Data shown =
· · ·

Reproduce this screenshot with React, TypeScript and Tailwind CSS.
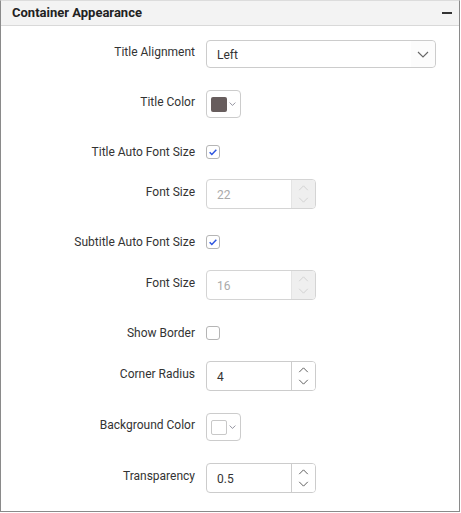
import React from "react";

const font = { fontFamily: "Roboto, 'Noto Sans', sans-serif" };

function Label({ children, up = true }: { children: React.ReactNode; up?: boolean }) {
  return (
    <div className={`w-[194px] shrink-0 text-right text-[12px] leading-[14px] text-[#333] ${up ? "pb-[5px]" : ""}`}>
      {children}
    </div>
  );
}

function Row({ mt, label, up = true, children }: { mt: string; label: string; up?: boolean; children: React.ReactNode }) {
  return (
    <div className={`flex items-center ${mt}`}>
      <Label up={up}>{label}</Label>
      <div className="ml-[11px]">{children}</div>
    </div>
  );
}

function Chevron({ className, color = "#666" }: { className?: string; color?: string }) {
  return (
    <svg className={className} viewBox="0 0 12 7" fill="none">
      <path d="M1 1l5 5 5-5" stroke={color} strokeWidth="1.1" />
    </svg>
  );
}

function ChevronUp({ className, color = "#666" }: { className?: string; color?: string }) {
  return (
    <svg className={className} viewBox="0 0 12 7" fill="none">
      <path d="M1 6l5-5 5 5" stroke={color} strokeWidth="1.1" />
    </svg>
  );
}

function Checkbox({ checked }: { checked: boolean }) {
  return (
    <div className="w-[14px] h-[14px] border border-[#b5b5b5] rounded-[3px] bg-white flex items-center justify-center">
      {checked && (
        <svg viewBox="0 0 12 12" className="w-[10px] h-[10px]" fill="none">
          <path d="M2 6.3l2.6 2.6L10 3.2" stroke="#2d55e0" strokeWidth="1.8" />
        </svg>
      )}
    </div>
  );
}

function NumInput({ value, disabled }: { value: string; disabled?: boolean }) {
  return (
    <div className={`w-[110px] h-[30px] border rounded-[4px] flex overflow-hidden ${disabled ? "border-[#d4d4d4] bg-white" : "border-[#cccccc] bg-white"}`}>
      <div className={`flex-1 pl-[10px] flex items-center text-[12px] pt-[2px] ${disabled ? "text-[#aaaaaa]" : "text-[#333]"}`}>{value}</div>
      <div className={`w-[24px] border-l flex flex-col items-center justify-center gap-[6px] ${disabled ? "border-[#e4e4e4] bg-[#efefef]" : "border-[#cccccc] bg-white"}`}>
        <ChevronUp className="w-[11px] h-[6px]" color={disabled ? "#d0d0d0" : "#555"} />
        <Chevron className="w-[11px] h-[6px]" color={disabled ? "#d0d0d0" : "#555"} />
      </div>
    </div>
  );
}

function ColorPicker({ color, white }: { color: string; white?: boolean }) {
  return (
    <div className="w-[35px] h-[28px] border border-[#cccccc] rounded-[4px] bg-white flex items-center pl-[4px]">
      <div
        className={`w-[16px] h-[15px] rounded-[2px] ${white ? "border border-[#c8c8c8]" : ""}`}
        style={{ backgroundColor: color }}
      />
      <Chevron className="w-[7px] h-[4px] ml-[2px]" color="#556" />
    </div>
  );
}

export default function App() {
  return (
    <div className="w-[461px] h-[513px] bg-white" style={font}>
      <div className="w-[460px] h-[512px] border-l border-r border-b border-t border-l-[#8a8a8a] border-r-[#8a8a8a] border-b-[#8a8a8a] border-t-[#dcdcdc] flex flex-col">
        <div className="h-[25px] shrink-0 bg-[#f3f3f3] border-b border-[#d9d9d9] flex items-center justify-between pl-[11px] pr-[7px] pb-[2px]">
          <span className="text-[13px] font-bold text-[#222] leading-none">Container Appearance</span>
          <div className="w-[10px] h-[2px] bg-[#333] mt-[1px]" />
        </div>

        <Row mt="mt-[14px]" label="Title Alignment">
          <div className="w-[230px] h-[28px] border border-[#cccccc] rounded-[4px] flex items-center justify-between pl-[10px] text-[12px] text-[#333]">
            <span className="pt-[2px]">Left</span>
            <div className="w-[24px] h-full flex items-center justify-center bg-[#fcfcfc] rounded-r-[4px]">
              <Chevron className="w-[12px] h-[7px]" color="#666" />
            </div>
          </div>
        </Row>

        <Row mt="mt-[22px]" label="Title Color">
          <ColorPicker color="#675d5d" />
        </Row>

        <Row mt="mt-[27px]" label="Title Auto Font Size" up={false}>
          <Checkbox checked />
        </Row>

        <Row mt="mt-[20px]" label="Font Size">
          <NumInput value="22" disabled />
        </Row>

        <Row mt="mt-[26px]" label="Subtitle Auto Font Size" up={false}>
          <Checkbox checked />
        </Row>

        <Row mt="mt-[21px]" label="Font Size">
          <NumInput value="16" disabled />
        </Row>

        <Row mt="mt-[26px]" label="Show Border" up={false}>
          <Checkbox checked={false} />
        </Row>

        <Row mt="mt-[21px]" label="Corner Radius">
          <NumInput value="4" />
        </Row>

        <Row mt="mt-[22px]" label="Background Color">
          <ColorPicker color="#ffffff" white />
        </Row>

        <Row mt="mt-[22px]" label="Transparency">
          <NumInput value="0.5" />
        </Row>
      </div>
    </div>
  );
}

· · ·

Stated problem =
Restate the whole listing above exactly, except for its images.

Task answer =
Reproduce this screenshot with React, TypeScript and Tailwind CSS.
import React from "react";

const font = { fontFamily: "Roboto, 'Noto Sans', sans-serif" };

function Label({ children, up = true }: { children: React.ReactNode; up?: boolean }) {
  return (
    <div className={`w-[194px] shrink-0 text-right text-[12px] leading-[14px] text-[#333] ${up ? "pb-[5px]" : ""}`}>
      {children}
    </div>
  );
}

function Row({ mt, label, up = true, children }: { mt: string; label: string; up?: boolean; children: React.ReactNode }) {
  return (
    <div className={`flex items-center ${mt}`}>
      <Label up={up}>{label}</Label>
      <div className="ml-[11px]">{children}</div>
    </div>
  );
}

function Chevron({ className, color = "#666" }: { className?: string; color?: string }) {
  return (
    <svg className={className} viewBox="0 0 12 7" fill="none">
      <path d="M1 1l5 5 5-5" stroke={color} strokeWidth="1.1" />
    </svg>
  );
}

function ChevronUp({ className, color = "#666" }: { className?: string; color?: string }) {
  return (
    <svg className={className} viewBox="0 0 12 7" fill="none">
      <path d="M1 6l5-5 5 5" stroke={color} strokeWidth="1.1" />
    </svg>
  );
}

function Checkbox({ checked }: { checked: boolean }) {
  return (
    <div className="w-[14px] h-[14px] border border-[#b5b5b5] rounded-[3px] bg-white flex items-center justify-center">
      {checked && (
        <svg viewBox="0 0 12 12" className="w-[10px] h-[10px]" fill="none">
          <path d="M2 6.3l2.6 2.6L10 3.2" stroke="#2d55e0" strokeWidth="1.8" />
        </svg>
      )}
    </div>
  );
}

function NumInput({ value, disabled }: { value: string; disabled?: boolean }) {
  return (
    <div className={`w-[110px] h-[30px] border rounded-[4px] flex overflow-hidden ${disabled ? "border-[#d4d4d4] bg-white" : "border-[#cccccc] bg-white"}`}>
      <div className={`flex-1 pl-[10px] flex items-center text-[12px] pt-[2px] ${disabled ? "text-[#aaaaaa]" : "text-[#333]"}`}>{value}</div>
      <div className={`w-[24px] border-l flex flex-col items-center justify-center gap-[6px] ${disabled ? "border-[#e4e4e4] bg-[#efefef]" : "border-[#cccccc] bg-white"}`}>
        <ChevronUp className="w-[11px] h-[6px]" color={disabled ? "#d0d0d0" : "#555"} />
        <Chevron className="w-[11px] h-[6px]" color={disabled ? "#d0d0d0" : "#555"} />
      </div>
    </div>
  );
}

function ColorPicker({ color, white }: { color: string; white?: boolean }) {
  return (
    <div className="w-[35px] h-[28px] border border-[#cccccc] rounded-[4px] bg-white flex items-center pl-[4px]">
      <div
        className={`w-[16px] h-[15px] rounded-[2px] ${white ? "border border-[#c8c8c8]" : ""}`}
        style={{ backgroundColor: color }}
      />
      <Chevron className="w-[7px] h-[4px] ml-[2px]" color="#556" />
    </div>
  );
}

export default function App() {
  return (
    <div className="w-[461px] h-[513px] bg-white" style={font}>
      <div className="w-[460px] h-[512px] border-l border-r border-b border-t border-l-[#8a8a8a] border-r-[#8a8a8a] border-b-[#8a8a8a] border-t-[#dcdcdc] flex flex-col">
        <div className="h-[25px] shrink-0 bg-[#f3f3f3] border-b border-[#d9d9d9] flex items-center justify-between pl-[11px] pr-[7px] pb-[2px]">
          <span className="text-[13px] font-bold text-[#222] leading-none">Container Appearance</span>
          <div className="w-[10px] h-[2px] bg-[#333] mt-[1px]" />
        </div>

        <Row mt="mt-[14px]" label="Title Alignment">
          <div className="w-[230px] h-[28px] border border-[#cccccc] rounded-[4px] flex items-center justify-between pl-[10px] text-[12px] text-[#333]">
            <span className="pt-[2px]">Left</span>
            <div className="w-[24px] h-full flex items-center justify-center bg-[#fcfcfc] rounded-r-[4px]">
              <Chevron className="w-[12px] h-[7px]" color="#666" />
            </div>
          </div>
        </Row>

        <Row mt="mt-[22px]" label="Title Color">
          <ColorPicker color="#675d5d" />
        </Row>

        <Row mt="mt-[27px]" label="Title Auto Font Size" up={false}>
          <Checkbox checked />
        </Row>

        <Row mt="mt-[20px]" label="Font Size">
          <NumInput value="22" disabled />
        </Row>

        <Row mt="mt-[26px]" label="Subtitle Auto Font Size" up={false}>
          <Checkbox checked />
        </Row>

        <Row mt="mt-[21px]" label="Font Size">
          <NumInput value="16" disabled />
        </Row>

        <Row mt="mt-[26px]" label="Show Border" up={false}>
          <Checkbox checked={false} />
        </Row>

        <Row mt="mt-[21px]" label="Corner Radius">
          <NumInput value="4" />
        </Row>

        <Row mt="mt-[22px]" label="Background Color">
          <ColorPicker color="#ffffff" white />
        </Row>

        <Row mt="mt-[22px]" label="Transparency">
          <NumInput value="0.5" />
        </Row>
      </div>
    </div>
  );
}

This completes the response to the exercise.